There are several case-control, cohort, and intervention studies on vitamin E and human cancers, but our main focus will address breast cancer. Numerous case-control studies utilized vitamin E and 11 studies found a risk reduction [112,113,114,115,116,117,118,119,120,121,122], however, 13 studies did not find an association with breast cancer incidence (Table 5) [123,124,125,126,127,128,129,130,131,132,133,134,135]. In the Shanghai Breast Cancer Study, they suggest that vitamin E supplement may reduce the risk of breast cancer among women who have low dietary intake [122]. To date, 12 cohort studies did not find any relation between vitamin E and prevention of breast cancer risk (Table 6) [136,137,138,139,140,141,142,143,144,145,146,147]. In one cohort study, the European Prospective Investigation into Cancer and Nutrition (EPIC) trial observed that vitamin E did not reduce breast cancer risk, but there was a weak risk reduction in post-menopausal women [145]. While investigating vitamin supplement during breast cancer treatment and survival, Nechuta et al. determined that vitamin E supplementation in the first 6 months after diagnosis may reduce risk of mortality and recurrence [148].

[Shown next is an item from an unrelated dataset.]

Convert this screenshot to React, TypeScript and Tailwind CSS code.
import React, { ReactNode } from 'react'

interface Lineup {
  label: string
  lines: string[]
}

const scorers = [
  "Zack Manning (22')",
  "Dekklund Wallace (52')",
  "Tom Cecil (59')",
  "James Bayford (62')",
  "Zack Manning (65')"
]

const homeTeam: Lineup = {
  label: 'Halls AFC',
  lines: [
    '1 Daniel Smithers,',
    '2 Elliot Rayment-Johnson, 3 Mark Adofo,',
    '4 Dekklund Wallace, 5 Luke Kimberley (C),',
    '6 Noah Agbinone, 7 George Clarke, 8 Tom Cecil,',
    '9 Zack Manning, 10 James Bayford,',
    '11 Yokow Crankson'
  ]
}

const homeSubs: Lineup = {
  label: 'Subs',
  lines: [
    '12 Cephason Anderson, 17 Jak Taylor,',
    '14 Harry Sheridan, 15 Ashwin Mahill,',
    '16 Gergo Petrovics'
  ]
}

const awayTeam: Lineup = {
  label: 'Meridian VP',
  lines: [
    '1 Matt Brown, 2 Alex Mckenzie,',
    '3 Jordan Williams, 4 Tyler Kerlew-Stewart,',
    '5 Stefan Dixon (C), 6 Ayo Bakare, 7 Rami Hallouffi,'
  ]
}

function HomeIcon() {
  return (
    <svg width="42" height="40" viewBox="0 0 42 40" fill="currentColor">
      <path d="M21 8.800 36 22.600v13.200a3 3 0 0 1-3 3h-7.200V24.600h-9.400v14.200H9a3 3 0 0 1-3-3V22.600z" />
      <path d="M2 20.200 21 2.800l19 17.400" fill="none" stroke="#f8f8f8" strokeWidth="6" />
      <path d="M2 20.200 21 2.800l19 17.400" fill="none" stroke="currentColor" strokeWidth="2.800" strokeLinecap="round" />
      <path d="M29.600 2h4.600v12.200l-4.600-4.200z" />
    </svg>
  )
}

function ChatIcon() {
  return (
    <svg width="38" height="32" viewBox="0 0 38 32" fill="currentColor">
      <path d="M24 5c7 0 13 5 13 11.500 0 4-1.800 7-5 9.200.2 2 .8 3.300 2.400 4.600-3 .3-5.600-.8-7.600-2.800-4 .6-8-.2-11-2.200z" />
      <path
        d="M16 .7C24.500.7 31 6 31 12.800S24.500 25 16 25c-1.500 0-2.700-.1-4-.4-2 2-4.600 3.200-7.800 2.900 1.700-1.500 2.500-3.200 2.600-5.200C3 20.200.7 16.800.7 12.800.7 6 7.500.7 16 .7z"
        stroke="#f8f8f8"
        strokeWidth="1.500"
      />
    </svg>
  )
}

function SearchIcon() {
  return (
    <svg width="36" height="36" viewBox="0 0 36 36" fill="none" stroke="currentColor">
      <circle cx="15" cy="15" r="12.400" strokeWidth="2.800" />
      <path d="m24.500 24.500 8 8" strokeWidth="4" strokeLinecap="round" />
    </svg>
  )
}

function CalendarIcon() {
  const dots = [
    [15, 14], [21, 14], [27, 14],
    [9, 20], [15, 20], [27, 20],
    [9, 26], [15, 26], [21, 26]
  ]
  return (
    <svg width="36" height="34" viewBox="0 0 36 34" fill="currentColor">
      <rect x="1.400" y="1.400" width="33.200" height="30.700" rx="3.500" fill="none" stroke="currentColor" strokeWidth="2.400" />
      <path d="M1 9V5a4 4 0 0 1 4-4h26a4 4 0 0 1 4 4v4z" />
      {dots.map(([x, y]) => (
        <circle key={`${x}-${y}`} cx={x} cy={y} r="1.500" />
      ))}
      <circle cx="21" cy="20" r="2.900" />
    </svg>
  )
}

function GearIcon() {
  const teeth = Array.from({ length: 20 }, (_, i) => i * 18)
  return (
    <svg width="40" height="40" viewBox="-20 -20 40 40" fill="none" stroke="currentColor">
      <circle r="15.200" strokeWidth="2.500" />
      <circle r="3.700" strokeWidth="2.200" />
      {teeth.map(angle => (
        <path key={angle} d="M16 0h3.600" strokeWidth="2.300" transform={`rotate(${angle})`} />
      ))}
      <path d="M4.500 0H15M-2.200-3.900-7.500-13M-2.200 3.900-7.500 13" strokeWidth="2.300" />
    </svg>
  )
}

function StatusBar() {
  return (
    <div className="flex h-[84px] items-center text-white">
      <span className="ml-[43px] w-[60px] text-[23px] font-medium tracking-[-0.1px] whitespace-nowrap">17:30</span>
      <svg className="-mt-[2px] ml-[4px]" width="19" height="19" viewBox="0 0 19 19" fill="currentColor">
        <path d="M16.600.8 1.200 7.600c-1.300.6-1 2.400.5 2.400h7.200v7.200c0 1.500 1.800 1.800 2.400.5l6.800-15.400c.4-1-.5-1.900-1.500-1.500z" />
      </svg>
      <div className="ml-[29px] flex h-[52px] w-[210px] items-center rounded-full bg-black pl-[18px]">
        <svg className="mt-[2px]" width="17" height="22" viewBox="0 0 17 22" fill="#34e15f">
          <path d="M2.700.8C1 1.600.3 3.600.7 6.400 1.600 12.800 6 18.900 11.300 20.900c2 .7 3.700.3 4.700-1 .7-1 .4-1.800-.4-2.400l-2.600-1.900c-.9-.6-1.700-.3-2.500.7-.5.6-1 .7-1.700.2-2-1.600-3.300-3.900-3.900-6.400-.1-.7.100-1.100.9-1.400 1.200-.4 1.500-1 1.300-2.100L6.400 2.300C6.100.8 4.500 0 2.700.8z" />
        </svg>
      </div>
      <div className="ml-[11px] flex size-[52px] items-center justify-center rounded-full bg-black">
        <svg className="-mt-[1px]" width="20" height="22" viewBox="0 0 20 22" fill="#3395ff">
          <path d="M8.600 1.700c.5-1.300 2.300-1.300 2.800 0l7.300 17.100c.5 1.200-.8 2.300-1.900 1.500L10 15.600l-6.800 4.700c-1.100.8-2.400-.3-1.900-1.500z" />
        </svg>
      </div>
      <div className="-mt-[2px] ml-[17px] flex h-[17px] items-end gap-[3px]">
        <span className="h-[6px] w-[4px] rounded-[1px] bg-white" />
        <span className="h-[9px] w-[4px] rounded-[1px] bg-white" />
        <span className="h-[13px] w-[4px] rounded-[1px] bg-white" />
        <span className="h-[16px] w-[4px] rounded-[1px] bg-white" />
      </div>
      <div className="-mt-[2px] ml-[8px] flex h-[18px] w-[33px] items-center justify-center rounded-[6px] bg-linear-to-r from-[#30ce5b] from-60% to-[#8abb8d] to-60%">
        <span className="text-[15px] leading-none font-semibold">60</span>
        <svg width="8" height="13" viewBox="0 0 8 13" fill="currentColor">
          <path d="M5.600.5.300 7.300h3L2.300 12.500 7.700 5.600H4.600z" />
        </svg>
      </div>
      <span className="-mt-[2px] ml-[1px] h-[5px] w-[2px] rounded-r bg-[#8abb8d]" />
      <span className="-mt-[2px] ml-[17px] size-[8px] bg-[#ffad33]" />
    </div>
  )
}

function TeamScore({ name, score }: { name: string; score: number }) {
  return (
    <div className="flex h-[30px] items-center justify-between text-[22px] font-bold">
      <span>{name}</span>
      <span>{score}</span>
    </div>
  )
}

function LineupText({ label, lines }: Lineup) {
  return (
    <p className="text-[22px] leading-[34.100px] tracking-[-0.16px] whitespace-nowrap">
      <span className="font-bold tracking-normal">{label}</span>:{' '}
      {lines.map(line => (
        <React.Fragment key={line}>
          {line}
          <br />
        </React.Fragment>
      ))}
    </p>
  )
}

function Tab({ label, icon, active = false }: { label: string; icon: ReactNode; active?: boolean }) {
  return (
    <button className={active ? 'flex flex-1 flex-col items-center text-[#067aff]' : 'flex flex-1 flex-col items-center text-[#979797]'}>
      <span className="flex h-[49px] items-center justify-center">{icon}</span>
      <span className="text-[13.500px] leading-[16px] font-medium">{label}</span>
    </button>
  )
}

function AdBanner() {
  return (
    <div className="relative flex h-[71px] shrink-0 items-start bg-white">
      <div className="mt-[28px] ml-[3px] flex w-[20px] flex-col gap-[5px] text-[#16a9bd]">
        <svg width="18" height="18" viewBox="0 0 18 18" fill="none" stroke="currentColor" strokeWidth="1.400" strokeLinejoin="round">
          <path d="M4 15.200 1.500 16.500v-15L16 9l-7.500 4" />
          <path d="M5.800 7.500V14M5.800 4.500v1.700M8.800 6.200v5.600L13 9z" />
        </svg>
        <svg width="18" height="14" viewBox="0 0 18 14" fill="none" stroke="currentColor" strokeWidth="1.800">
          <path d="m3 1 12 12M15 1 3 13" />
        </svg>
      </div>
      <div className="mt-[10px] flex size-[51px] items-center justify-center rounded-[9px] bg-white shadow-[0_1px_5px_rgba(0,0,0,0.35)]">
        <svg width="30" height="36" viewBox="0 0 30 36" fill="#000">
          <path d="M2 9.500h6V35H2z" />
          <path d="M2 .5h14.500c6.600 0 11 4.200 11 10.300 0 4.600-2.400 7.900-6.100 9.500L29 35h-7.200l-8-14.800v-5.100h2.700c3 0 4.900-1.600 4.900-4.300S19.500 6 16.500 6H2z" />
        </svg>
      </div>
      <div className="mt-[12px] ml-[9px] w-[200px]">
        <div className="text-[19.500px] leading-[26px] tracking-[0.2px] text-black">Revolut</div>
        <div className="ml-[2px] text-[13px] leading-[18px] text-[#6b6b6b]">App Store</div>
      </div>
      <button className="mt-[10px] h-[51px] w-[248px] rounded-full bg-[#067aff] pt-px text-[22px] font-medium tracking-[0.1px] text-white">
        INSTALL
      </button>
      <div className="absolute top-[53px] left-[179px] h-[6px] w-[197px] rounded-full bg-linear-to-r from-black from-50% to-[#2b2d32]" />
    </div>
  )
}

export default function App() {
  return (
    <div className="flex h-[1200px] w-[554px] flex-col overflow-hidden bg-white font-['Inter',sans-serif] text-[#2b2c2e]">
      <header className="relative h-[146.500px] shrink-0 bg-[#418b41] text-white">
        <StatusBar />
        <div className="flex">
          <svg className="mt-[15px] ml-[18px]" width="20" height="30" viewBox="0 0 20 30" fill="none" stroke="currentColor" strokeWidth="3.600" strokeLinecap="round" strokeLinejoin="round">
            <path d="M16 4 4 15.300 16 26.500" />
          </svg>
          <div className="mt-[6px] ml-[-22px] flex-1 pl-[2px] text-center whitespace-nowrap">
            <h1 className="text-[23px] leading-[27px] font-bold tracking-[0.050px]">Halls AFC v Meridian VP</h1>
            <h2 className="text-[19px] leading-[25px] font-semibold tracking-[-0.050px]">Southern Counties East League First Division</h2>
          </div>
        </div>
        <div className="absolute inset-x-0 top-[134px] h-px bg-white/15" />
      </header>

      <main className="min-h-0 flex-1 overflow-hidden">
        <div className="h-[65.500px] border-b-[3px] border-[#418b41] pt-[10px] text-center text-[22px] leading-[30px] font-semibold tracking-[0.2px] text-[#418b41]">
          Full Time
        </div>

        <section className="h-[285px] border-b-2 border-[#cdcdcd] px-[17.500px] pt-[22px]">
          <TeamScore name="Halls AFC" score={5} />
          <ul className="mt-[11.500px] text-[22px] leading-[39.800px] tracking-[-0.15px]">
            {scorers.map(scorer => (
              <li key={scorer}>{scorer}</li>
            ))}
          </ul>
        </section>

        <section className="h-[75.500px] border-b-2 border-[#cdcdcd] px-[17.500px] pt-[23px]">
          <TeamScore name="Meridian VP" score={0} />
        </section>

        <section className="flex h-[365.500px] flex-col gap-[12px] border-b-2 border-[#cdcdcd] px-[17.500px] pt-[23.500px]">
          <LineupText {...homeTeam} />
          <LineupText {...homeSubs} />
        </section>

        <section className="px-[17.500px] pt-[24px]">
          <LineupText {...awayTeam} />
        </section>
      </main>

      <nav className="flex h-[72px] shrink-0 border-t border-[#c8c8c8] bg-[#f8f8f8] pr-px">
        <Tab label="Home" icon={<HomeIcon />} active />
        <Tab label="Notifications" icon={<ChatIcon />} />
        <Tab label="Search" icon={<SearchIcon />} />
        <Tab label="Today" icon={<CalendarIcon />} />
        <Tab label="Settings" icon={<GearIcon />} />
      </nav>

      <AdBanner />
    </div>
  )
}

Previously, detailed assessments revealed that vitamin E (α-tocopherol) supplements did not protect against breast cancer [149,150]. Recently, Fulan et al. performed a meta-analysis on 38 studies between vitamin E and breast cancer [151]. For case-control studies, dietary vitamin E and total vitamin E reduced breast cancer risk by 18% and 11%, respectively [151]. When the cohort studies were pooled with the case-control studies, dietary vitamin E and total vitamin E both became nonsignificant [151]. Thus, a conclusion remains elusive between breast cancer and vitamin E. The term “vitamin E” is used loosely, and a distinction in these case-control and cohort studies need to clarify which variant of vitamin E is utilized.

The Alpha-Tocopherol, Beta-Carotene (ATBC) Cancer Prevention Study examined the prevention of lung and other cancers with supplementation of all-racemic-α-tocopherol acetate (50 mg/day) and β-carotene (20 mg/day) daily, which did not have an effect on lung or colorectal cancer [152,153]. However, the ATBC study found that males supplemented with α-tocopherol acetate (50 mg daily) had 32% lower prostate cancer incidence and 41% reduction in prostate cancer deaths [154]. The Physicians’ Health Study II gave supplements of 400 IU of α-tocopherol every other day or 500 mg of vitamin C daily and concluded that neither vitamin E nor C reduced the risk of prostate cancer [155]. The Selenium and Vitamin E Cancer Prevention Trial (SELECT) administered selenium (200 μg/day) and all rac-α-tocopheryl acetate (400 IU/day) and revealed that selenium or vitamin E, alone or in combination, did not prevent prostate cancer [156]. These previous clinical and epidemiological studies have been primarilyutilized α-tocopherol, and not a mixture of tocopherols or other variants of tocopherols for chemoprevention [37,38,39,40].

There have been 3 breast cancer randomized controlled trials (RCT), which administered supplemental natural-source vitamin E (either 400 IU or 600 IU), and concluded that there was no overall benefit of vitamin E supplementation [37,157,158]. Only one RCT specified using the variant α-tocopherol [158], but in most cases, the studies do not identify which variant of vitamin E was utilized. Thus, epidemiological evidence between vitamin E and breast cancer is limited and inconsistent [41]. There are four tocopherols and four tocotrienols that comprise vitamin E, each which differ in chemical structure, bioavailability, and activity. Results will remain inconclusive unless the specific variant is identified for each study.